夫とは全くやる気ない奥様も不倫相手とは絶好調で、短い上映時間ながら物凄い長尺でやってるシーンを映しまくるのが流石のロマンポルノ!そして、どこまでが現実で、どこまでが欲望に塗れた奥様の妄想なのかの判別がつかない混濁した摩訶不思議な世界観が堪んない!

調律に使うハンマーフェルトピッカーというキリみたいな武器で女性を襲い、それで滅多刺しにするのかと思いきや、女性器を燃やすというぶっ飛んだ殺害方法。良くある男性性不能によるコンプレックス表現だけど、性器としての刃物ではなく炎によって「罪」を浄化させるという女性に対する欲望と嫌悪がないまぜになった狂いっぷりがキモくて良い感じ!

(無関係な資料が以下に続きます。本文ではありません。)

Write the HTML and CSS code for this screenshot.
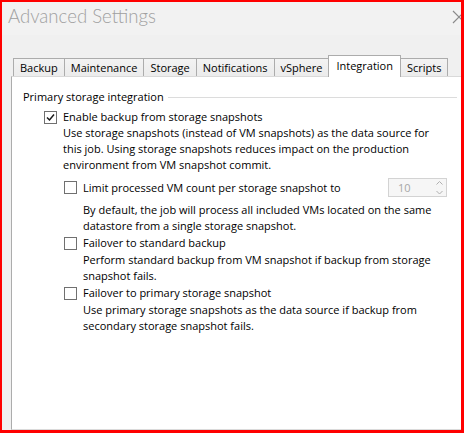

滴り落ちるものを確認した直後に振り向くと元カレが突如現れるあたりにも欲望による妄想の具現化としての印象を強くするし、友人が語る「5年前とは別人」の言葉からわかる認識の違いからも彼は少なくとも現実の彼ではないことがわかる。理不尽に元カレを捨てたにも関わらず、狂ったように元カレを求める相反するグチャグチャになった心的葛藤が殺人鬼として現れているように感じた。

グチャグチャな心を調律できないから調律器具をチラつかせつつも殺傷アイテムとしては使わず、女性(自己)に対する欲望の浄化(自己罰)として性器を燃やし、その一方で制御できない欲望に堕ちていく。心的な三つ巴戦を経たあとでも、当然完全に滅することなどできるわけもなく、自己罰としての炎すら最終的には欲望と同化(滴り落ちる炎)し、パイロキネシスで自身と対極のものを発火させるという、映画を通して悪化してるのがサイコーに狂ってて素晴らしい!!これは傑作だと思う!